France | France, Cour administrative d'appel, 2ème chambre, 25 janvier 2024, 21VE03437


Vu la procédure suivante :



Procédure contentieuse antérieure :



La société Maksyma a demandé au tribunal administratif de Cergy-Pontoise d'annuler la décision du 4 février 2019 par laquelle le ministre de la transition écologique et solidaire a rejeté sa demande de délégation d'obligations d'économie d'énergie au titre de la période allant du 1er janvier 2018 au 31 décembre 2020.

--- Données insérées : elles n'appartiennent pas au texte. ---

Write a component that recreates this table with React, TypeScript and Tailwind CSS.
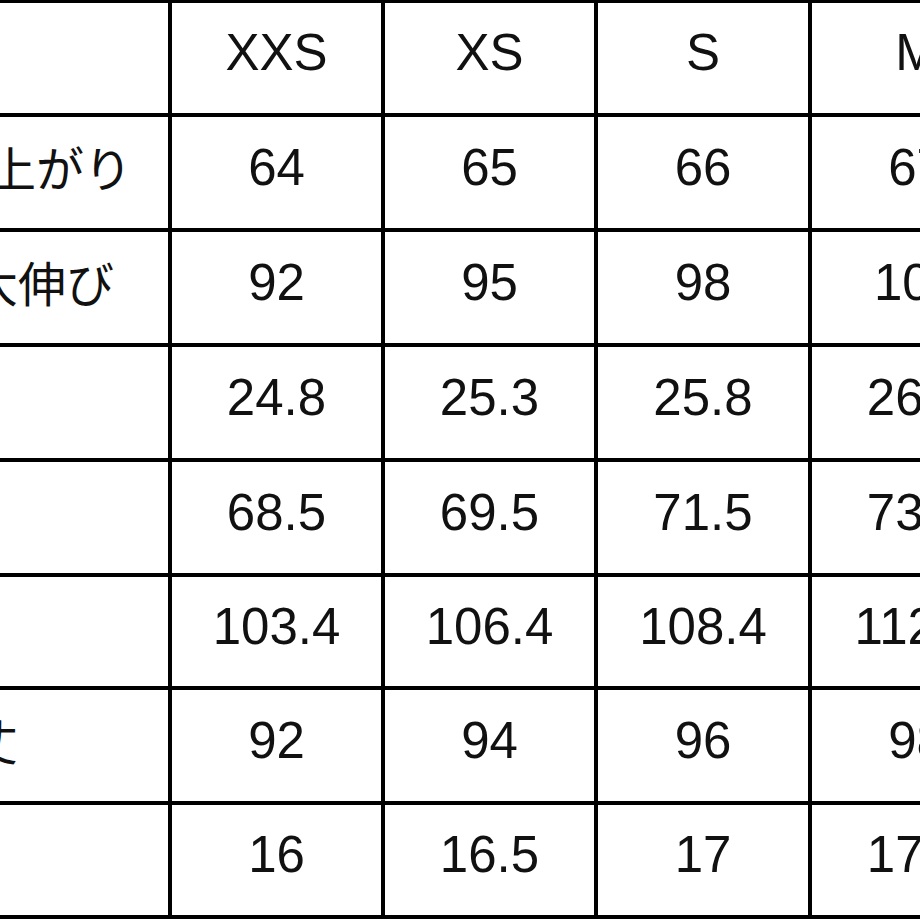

Par un jugement n° 1903765 du 25 octobre 2021, le tribunal administratif de Cergy-Pontoise a annulé la décision du 4 février 2019

et mis à la charge de l'Etat le versement de la somme de 1 500 euros au titre de l'article L. 761-1 du ...

Vu la procédure suivante :

Procédure contentieuse antérieure :

La société Maksyma a demandé au tribunal administratif de Cergy-Pontoise d'annuler la décision du 4 février 2019 par laquelle le ministre de la transition écologique et solidaire a rejeté sa demande de délégation d'obligations d'économie d'énergie au titre de la période allant du 1er janvier 2018 au 31 décembre 2020.

Par un jugement n° 1903765 du 25 octobre 2021, le tribunal administratif de Cergy-Pontoise a annulé la décision du 4 février 2019 et mis à la charge de l'Etat le versement de la somme de 1 500 euros au titre de l'article L. 761-1 du code de justice administrative.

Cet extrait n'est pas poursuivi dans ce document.